What is your favorite inspirational quote?
–“I know nothing with any certainty, but the sight of stars still makes me dream.” –Van Gogh
What is the hardest part of a first draft?
–The fact it is necessarily imperfect. It is the act of taking the idea in your mind, which is flawless because it is all potential, and making it real, and thus flawed. It is very hard not to lose hope when the story on paper pales in comparison to the one in your head, but that’s what revision is for.
Best advice for “those days” when you question yourself and your skills?
–Make the work as small as possible. I do not sit down to write a book, or even a chapter. I sit down to write a line, a paragraph, a page. I set a time for ten or twenty minutes, a bitesize amount of work, a bitesize amount of time. And I remember that thinking is a vital part of writing. So is deleting. So is playing.

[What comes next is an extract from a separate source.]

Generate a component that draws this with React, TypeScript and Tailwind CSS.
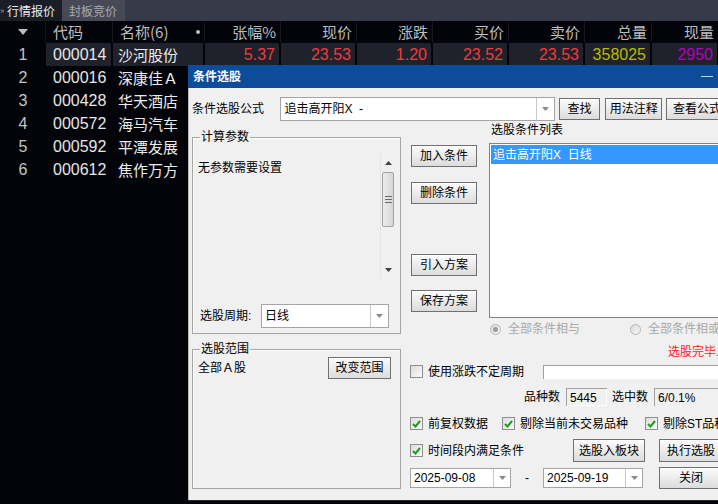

Will there be more special editions of your books?
–I hope so! I’m not in control of special editions—who makes them, and when they come out—and I’m rarely allowed to announce them. But as soon as it’s public, I repost on my IG to let readers know!
What is First Kill?
–First Kill is a tv show coming globally to Netflix this summer! It’s based on a short story I wrote—also called “First Kill”—in the anthology, Vampires Never Get Old.
Did you also write the tv show?
–I helped! I’m the creator, but not the showrunner (that honor goes to Felicia D. Henderson). I did participate in the writers room (that’s the term for the group of writers that come together to actually brainstorm and script the episodes), and wrote the first episode, and co-wrote the second with Mark Hudis, but a tv show is truly a team effort, and Felicia is the team captain.